Maternity leave is definitely not a vacation, but I think people like this author believe it might be because we aren’t honest with each other about how difficult birth and new parenthood can be.

In my experience, many new parents feel ashamed when they don’t immediately fall completely in love with their baby. Or worry that there is something intensely wrong with them when they feel really sad or emotional. Or think they must be a failure when breastfeeding is HARD.

They worry that something is wrong with them because they don’t know that there’s a huge range of “normal” for how challenging things can be after birth.

I only have some degree of perspective on this because I spend my career talking to and working with parents, nurses, early childhood educators, lactation consultants and many others who are intimately aware of the challenges that go along with giving birth and becoming a new parent. I’m a 30 something woman without kids who has some small inkling of just how freaking hard it is to become a parent.

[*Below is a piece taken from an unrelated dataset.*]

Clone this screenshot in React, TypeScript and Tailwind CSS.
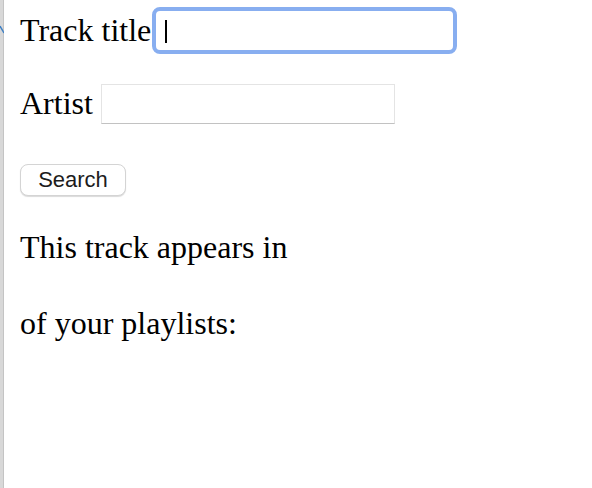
import React from "react";

export default function App() {
  return (
    <div className="flex w-[592px] h-[488px] bg-white overflow-hidden">
      <WindowEdge />
      <TrackSearch />
    </div>
  );
}

function WindowEdge() {
  return (
    <div className="relative w-[4px] h-full bg-[#d8d8d8] border-r border-[#c4c4c4] shrink-0">
      {/* little blue tick peeking in from the neighbouring window */}
      <svg className="absolute left-0 top-[24px]" width="4" height="12" viewBox="0 0 4 12">
        <path d="M0 2 L4 9" stroke="#3d7fc4" strokeWidth="1.5" fill="none" />
      </svg>
    </div>
  );
}

function TrackSearch() {
  return (
    <div className="flex flex-col pl-[16px] font-['Liberation_Serif',serif] text-[32px] leading-[36px] text-black">
      <div className="flex items-center h-[47px] mt-[7px]">
        <span className="mb-[2px]">Track title</span>
        <div className="relative ml-[1px] w-[305px] h-[47px] rounded-[8px] border-[4px] border-[#88aef0] bg-white">
          <input type="text" className="w-full h-full outline-none bg-transparent" />
          <span className="absolute left-[9px] top-[9px] w-[2px] h-[23px] bg-black" />
        </div>
      </div>

      <div className="flex items-center h-[40px] mt-[30px]">
        <span className="mb-[3px]">Artist</span>
        <input
          type="text"
          className="ml-[8px] w-[294px] h-[40px] border border-[#e4e4e4] border-b-[#c2c2c2] bg-white outline-none"
        />
      </div>

      <button className="mt-[40px] w-[106px] h-[32px] rounded-[8px] border border-[#d4d4d4] bg-white shadow-[0_1px_1px_rgba(0,0,0,0.15)] font-['Liberation_Sans',sans-serif] text-[22px] leading-[28px] text-[#1c1c1c]">
        Search
      </button>

      <p className="mt-[33px]">This track appears in</p>
      <p className="mt-[40px]">of your playlists:</p>
    </div>
  );
}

And I believe I’m a rarity.

I think most women without children have absolutely no idea how hard it is. Intensely rewarding and amazing. And also so. Incredibly. Hard.

I don’t think it’s a coincidence that as a country we have a great many misconceptions about birth and new parenthood, and we also are woefully behind in granting any sort of paid parental leave on a national level. We don’t understand as a nation just what goes on in those first essential months and consequently don’t see any reason to provide universal paid leave.

I would love to see more openness in our culture about this. I would love for it to feel safe for new moms to talk more freely about the challenges. I would love for our culture to understand new parenthood well enough that not only is paid leave offered to all new parents, but that articles like this one never need be written because instead of making assumptions and feeling jealous of non-existent “me time” we’re actually reaching out to help each other.

I have so much respect for all the new parents out there, and particular respect for the intense challenges you’re facing in those first few months.

If you need somebody to hold the baby for a while so you can take a shower or a nap, give me a call, okay?